Again, this function simply calls R **read_table()**. Note there are some optional arguments. If you do not specify those in Excel then None is automatically passed to the function. The R function is called with named parameters this time so I create them with a convenience function **namedParams**. It returns a DataFrame as expected.

There are a few similar functions which map directly to R, including the higher order functions for applying a function handle to arguments: **invoke()** and **invokeNamed()**.

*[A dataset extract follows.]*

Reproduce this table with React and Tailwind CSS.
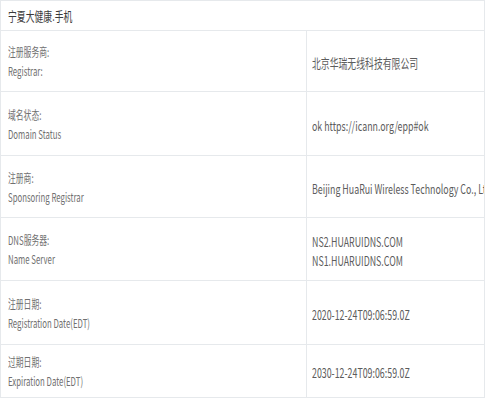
const rows = [
  { zh: "注册服务商:", en: "Registrar:", value: ["北京华瑞无线科技有限公司"], h: "h-[61px]" },
  { zh: "域名状态:", en: "Domain Status", value: ["ok https://icann.org/epp#ok"], h: "h-[64px]" },
  { zh: "注册商:", en: "Sponsoring Registrar", value: ["Beijing HuaRui Wireless Technology Co., Ltd."], h: "h-[62px]" },
  { zh: "DNS服务器:", en: "Name Server", value: ["NS2.HUARUIDNS.COM", "NS1.HUARUIDNS.COM"], h: "h-[63px]" },
  { zh: "注册日期:", en: "Registration Date(EDT)", value: ["2020-12-24T09:06:59.0Z"], h: "h-[64px]" },
  { zh: "过期日期:", en: "Expiration Date(EDT)", value: ["2030-12-24T09:06:59.0Z"], h: "h-[53px]" },
];

const font = { fontFamily: '"Noto Sans CJK SC", "Noto Sans", sans-serif' };

export default function App() {
  return (
    <div className="w-[485px] h-[400px] bg-white overflow-hidden" style={font}>
      <div className="w-[485px] border border-[#e6e9ec]">
        <div className="h-[29px] flex items-center pl-[7px]">
          <span className="text-[13px] leading-none text-[#3a3a3a] scale-x-[0.68] origin-left whitespace-nowrap">
            宁夏大健康.手机
          </span>
        </div>
        {rows.map((r) => (
          <div key={r.en} className={`grid grid-cols-[306px_1fr] border-t border-[#e6e9ec] ${r.h}`}>
            <div className="border-r border-[#e6e9ec] flex flex-col justify-center pl-[7px]">
              <span className="text-[12px] leading-[19px] text-[#707070] scale-x-[0.65] origin-left whitespace-nowrap">
                {r.zh}
              </span>
              <span className="text-[12px] leading-[19px] text-[#707070] scale-x-[0.65] origin-left whitespace-nowrap">
                {r.en}
              </span>
            </div>
            <div className="flex flex-col justify-center pl-[5px] pt-[3px] overflow-hidden">
              {r.value.map((v) => (
                <span
                  key={v}
                  className="text-[13px] leading-[19px] text-[#5c5c5c] scale-x-[0.68] origin-left whitespace-nowrap"
                >
                  {v}
                </span>
              ))}
            </div>
          </div>
        ))}
      </div>
    </div>
  );
}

The most interesting is the function **asXlTable()**. As you can see it expects a SymbolicExpression and optionally a list member. Using F# active patterns we can then process the object and convert it to **XlTable** object. **XlTable** represents a table of data which can be shown in an Excel range and is defined in NeXL. It is a special type which signals to NeXL runtime that the result is a table and should be sent to a range below and to the right of the calling cell. A comment is also automatically added to the calling cell, e.g. **XlTable 2 x 3**.

Finally, the project is built with Fake. The script is in **build.fsx**. The “Build” target will build the project so that we get a .NET assembly with all UDFs inside. Then “Embed” target will package NeXL Runtime, UDF assembly and RProvider assemblies into a macro enabled Excel spreadsheet. This spreadsheet is self contained and can be used on any machine with Excel 2007 or later, .NET and R.